## Begin DATA SECTION
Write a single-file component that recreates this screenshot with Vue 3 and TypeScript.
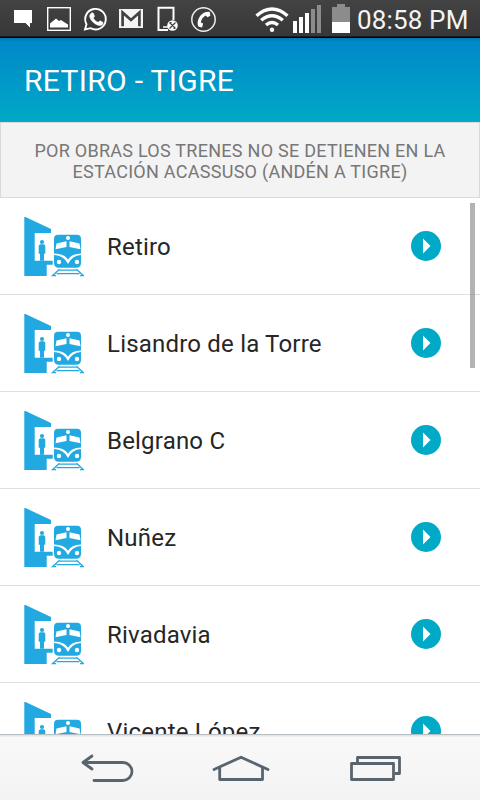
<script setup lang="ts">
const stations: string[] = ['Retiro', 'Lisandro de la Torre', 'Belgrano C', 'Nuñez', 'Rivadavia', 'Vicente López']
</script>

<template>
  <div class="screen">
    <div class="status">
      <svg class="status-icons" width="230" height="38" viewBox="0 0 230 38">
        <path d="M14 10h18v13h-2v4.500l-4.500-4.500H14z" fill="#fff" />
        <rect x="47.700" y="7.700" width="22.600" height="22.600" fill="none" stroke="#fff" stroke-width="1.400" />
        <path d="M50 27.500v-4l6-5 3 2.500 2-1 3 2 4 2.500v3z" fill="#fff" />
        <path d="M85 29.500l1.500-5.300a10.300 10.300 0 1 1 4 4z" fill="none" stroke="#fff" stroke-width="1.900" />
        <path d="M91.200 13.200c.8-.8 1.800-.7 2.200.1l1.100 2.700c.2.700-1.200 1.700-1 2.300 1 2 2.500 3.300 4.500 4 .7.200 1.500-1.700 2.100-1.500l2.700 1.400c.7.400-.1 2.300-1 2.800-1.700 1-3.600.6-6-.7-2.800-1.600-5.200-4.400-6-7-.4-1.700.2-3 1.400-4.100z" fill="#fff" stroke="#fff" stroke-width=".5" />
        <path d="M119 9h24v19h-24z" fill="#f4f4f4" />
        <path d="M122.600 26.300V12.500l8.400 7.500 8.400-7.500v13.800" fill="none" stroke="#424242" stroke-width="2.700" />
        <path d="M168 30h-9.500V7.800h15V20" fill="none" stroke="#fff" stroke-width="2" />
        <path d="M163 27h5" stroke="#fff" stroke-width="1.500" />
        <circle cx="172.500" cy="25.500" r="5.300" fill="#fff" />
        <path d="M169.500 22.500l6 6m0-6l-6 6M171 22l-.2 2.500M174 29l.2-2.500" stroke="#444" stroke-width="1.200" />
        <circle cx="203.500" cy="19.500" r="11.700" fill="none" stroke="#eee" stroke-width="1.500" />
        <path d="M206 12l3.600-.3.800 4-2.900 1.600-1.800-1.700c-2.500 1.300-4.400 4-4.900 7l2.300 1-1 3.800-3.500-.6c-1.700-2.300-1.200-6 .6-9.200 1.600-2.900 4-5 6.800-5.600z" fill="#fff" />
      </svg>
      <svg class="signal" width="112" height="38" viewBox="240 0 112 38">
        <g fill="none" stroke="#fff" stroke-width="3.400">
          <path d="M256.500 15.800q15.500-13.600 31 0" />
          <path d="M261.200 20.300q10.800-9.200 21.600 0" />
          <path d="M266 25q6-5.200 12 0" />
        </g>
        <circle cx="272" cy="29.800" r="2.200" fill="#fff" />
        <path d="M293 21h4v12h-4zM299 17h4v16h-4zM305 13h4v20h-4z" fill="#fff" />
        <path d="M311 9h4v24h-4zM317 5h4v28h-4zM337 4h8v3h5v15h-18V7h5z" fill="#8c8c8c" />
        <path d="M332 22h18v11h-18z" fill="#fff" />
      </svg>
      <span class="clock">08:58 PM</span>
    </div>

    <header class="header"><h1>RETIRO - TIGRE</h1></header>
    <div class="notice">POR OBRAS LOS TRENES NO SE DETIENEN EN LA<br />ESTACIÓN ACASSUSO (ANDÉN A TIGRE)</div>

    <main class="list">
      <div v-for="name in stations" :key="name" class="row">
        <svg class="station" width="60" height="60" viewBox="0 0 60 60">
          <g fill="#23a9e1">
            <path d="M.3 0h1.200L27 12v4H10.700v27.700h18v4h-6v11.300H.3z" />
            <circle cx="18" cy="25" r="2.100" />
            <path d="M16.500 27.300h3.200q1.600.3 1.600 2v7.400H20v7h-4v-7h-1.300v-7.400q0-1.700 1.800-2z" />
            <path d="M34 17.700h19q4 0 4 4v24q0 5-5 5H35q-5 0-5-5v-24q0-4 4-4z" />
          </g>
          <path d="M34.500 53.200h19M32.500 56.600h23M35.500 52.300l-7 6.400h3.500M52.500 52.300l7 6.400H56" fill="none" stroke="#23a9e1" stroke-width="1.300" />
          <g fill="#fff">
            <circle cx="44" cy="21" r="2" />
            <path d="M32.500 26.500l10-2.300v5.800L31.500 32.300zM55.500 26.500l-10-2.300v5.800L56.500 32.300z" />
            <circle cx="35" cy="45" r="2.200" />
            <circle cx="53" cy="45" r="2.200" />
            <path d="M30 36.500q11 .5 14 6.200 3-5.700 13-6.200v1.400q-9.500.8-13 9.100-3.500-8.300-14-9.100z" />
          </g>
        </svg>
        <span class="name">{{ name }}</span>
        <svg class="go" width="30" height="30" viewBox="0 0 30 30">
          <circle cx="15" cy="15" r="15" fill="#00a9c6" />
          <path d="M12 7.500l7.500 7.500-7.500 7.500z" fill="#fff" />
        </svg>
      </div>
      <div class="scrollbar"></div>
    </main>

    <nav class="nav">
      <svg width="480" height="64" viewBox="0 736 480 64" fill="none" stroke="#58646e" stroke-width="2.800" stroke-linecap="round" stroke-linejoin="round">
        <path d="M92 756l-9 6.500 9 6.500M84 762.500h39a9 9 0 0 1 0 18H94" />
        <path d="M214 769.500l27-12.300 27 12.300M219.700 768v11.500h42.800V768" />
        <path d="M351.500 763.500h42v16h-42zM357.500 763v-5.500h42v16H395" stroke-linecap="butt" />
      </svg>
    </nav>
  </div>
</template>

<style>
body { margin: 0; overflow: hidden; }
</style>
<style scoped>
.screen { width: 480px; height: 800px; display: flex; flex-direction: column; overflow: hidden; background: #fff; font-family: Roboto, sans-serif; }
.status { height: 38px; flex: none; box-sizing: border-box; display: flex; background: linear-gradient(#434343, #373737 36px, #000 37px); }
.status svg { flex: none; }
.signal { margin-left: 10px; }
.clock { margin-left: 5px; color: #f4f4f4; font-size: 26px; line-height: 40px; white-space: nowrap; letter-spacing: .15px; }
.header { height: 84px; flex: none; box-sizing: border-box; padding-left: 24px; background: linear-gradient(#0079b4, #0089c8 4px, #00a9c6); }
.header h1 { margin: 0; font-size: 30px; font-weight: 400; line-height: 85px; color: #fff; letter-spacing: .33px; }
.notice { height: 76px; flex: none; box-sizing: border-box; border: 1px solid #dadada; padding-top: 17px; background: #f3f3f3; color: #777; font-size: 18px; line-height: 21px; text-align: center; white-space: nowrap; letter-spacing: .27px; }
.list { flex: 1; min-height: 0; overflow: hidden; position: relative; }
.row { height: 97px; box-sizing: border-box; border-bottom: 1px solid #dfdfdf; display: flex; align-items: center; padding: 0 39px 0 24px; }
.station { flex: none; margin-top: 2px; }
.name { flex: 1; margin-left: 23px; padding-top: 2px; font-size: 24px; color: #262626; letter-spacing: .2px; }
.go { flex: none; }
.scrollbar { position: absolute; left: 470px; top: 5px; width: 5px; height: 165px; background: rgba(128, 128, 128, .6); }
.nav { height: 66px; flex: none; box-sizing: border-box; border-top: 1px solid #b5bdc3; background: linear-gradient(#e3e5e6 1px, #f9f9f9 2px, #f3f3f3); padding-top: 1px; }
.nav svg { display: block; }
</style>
## End DATA SECTION
REQUIRED WORK:
Transcribe the material exactly, keeping every word and none of the pictures.

RESULT OF THIS TASK:
Write a single-file component that recreates this screenshot with Vue 3 and TypeScript.
<script setup lang="ts">
const stations: string[] = ['Retiro', 'Lisandro de la Torre', 'Belgrano C', 'Nuñez', 'Rivadavia', 'Vicente López']
</script>

<template>
  <div class="screen">
    <div class="status">
      <svg class="status-icons" width="230" height="38" viewBox="0 0 230 38">
        <path d="M14 10h18v13h-2v4.500l-4.500-4.500H14z" fill="#fff" />
        <rect x="47.700" y="7.700" width="22.600" height="22.600" fill="none" stroke="#fff" stroke-width="1.400" />
        <path d="M50 27.500v-4l6-5 3 2.500 2-1 3 2 4 2.500v3z" fill="#fff" />
        <path d="M85 29.500l1.500-5.300a10.300 10.300 0 1 1 4 4z" fill="none" stroke="#fff" stroke-width="1.900" />
        <path d="M91.200 13.200c.8-.8 1.800-.7 2.200.1l1.100 2.700c.2.700-1.200 1.700-1 2.300 1 2 2.500 3.300 4.500 4 .7.200 1.500-1.700 2.100-1.500l2.700 1.400c.7.400-.1 2.300-1 2.800-1.700 1-3.600.6-6-.7-2.800-1.600-5.200-4.400-6-7-.4-1.700.2-3 1.400-4.100z" fill="#fff" stroke="#fff" stroke-width=".5" />
        <path d="M119 9h24v19h-24z" fill="#f4f4f4" />
        <path d="M122.600 26.300V12.500l8.400 7.500 8.400-7.500v13.800" fill="none" stroke="#424242" stroke-width="2.700" />
        <path d="M168 30h-9.500V7.800h15V20" fill="none" stroke="#fff" stroke-width="2" />
        <path d="M163 27h5" stroke="#fff" stroke-width="1.500" />
        <circle cx="172.500" cy="25.500" r="5.300" fill="#fff" />
        <path d="M169.500 22.500l6 6m0-6l-6 6M171 22l-.2 2.500M174 29l.2-2.500" stroke="#444" stroke-width="1.200" />
        <circle cx="203.500" cy="19.500" r="11.700" fill="none" stroke="#eee" stroke-width="1.500" />
        <path d="M206 12l3.600-.3.800 4-2.900 1.600-1.800-1.700c-2.500 1.300-4.400 4-4.900 7l2.300 1-1 3.800-3.500-.6c-1.700-2.300-1.200-6 .6-9.200 1.600-2.900 4-5 6.800-5.600z" fill="#fff" />
      </svg>
      <svg class="signal" width="112" height="38" viewBox="240 0 112 38">
        <g fill="none" stroke="#fff" stroke-width="3.400">
          <path d="M256.500 15.800q15.500-13.600 31 0" />
          <path d="M261.200 20.300q10.800-9.200 21.600 0" />
          <path d="M266 25q6-5.200 12 0" />
        </g>
        <circle cx="272" cy="29.800" r="2.200" fill="#fff" />
        <path d="M293 21h4v12h-4zM299 17h4v16h-4zM305 13h4v20h-4z" fill="#fff" />
        <path d="M311 9h4v24h-4zM317 5h4v28h-4zM337 4h8v3h5v15h-18V7h5z" fill="#8c8c8c" />
        <path d="M332 22h18v11h-18z" fill="#fff" />
      </svg>
      <span class="clock">08:58 PM</span>
    </div>

    <header class="header"><h1>RETIRO - TIGRE</h1></header>
    <div class="notice">POR OBRAS LOS TRENES NO SE DETIENEN EN LA<br />ESTACIÓN ACASSUSO (ANDÉN A TIGRE)</div>

    <main class="list">
      <div v-for="name in stations" :key="name" class="row">
        <svg class="station" width="60" height="60" viewBox="0 0 60 60">
          <g fill="#23a9e1">
            <path d="M.3 0h1.200L27 12v4H10.700v27.700h18v4h-6v11.300H.3z" />
            <circle cx="18" cy="25" r="2.100" />
            <path d="M16.500 27.300h3.200q1.600.3 1.600 2v7.400H20v7h-4v-7h-1.300v-7.400q0-1.700 1.800-2z" />
            <path d="M34 17.700h19q4 0 4 4v24q0 5-5 5H35q-5 0-5-5v-24q0-4 4-4z" />
          </g>
          <path d="M34.500 53.200h19M32.500 56.600h23M35.500 52.300l-7 6.400h3.500M52.500 52.300l7 6.400H56" fill="none" stroke="#23a9e1" stroke-width="1.300" />
          <g fill="#fff">
            <circle cx="44" cy="21" r="2" />
            <path d="M32.500 26.500l10-2.300v5.800L31.500 32.300zM55.500 26.500l-10-2.300v5.800L56.500 32.300z" />
            <circle cx="35" cy="45" r="2.200" />
            <circle cx="53" cy="45" r="2.200" />
            <path d="M30 36.500q11 .5 14 6.200 3-5.700 13-6.200v1.400q-9.500.8-13 9.100-3.500-8.300-14-9.100z" />
          </g>
        </svg>
        <span class="name">{{ name }}</span>
        <svg class="go" width="30" height="30" viewBox="0 0 30 30">
          <circle cx="15" cy="15" r="15" fill="#00a9c6" />
          <path d="M12 7.500l7.500 7.500-7.500 7.500z" fill="#fff" />
        </svg>
      </div>
      <div class="scrollbar"></div>
    </main>

    <nav class="nav">
      <svg width="480" height="64" viewBox="0 736 480 64" fill="none" stroke="#58646e" stroke-width="2.800" stroke-linecap="round" stroke-linejoin="round">
        <path d="M92 756l-9 6.500 9 6.500M84 762.500h39a9 9 0 0 1 0 18H94" />
        <path d="M214 769.500l27-12.300 27 12.300M219.700 768v11.500h42.800V768" />
        <path d="M351.500 763.500h42v16h-42zM357.500 763v-5.500h42v16H395" stroke-linecap="butt" />
      </svg>
    </nav>
  </div>
</template>

<style>
body { margin: 0; overflow: hidden; }
</style>
<style scoped>
.screen { width: 480px; height: 800px; display: flex; flex-direction: column; overflow: hidden; background: #fff; font-family: Roboto, sans-serif; }
.status { height: 38px; flex: none; box-sizing: border-box; display: flex; background: linear-gradient(#434343, #373737 36px, #000 37px); }
.status svg { flex: none; }
.signal { margin-left: 10px; }
.clock { margin-left: 5px; color: #f4f4f4; font-size: 26px; line-height: 40px; white-space: nowrap; letter-spacing: .15px; }
.header { height: 84px; flex: none; box-sizing: border-box; padding-left: 24px; background: linear-gradient(#0079b4, #0089c8 4px, #00a9c6); }
.header h1 { margin: 0; font-size: 30px; font-weight: 400; line-height: 85px; color: #fff; letter-spacing: .33px; }
.notice { height: 76px; flex: none; box-sizing: border-box; border: 1px solid #dadada; padding-top: 17px; background: #f3f3f3; color: #777; font-size: 18px; line-height: 21px; text-align: center; white-space: nowrap; letter-spacing: .27px; }
.list { flex: 1; min-height: 0; overflow: hidden; position: relative; }
.row { height: 97px; box-sizing: border-box; border-bottom: 1px solid #dfdfdf; display: flex; align-items: center; padding: 0 39px 0 24px; }
.station { flex: none; margin-top: 2px; }
.name { flex: 1; margin-left: 23px; padding-top: 2px; font-size: 24px; color: #262626; letter-spacing: .2px; }
.go { flex: none; }
.scrollbar { position: absolute; left: 470px; top: 5px; width: 5px; height: 165px; background: rgba(128, 128, 128, .6); }
.nav { height: 66px; flex: none; box-sizing: border-box; border-top: 1px solid #b5bdc3; background: linear-gradient(#e3e5e6 1px, #f9f9f9 2px, #f3f3f3); padding-top: 1px; }
.nav svg { display: block; }
</style>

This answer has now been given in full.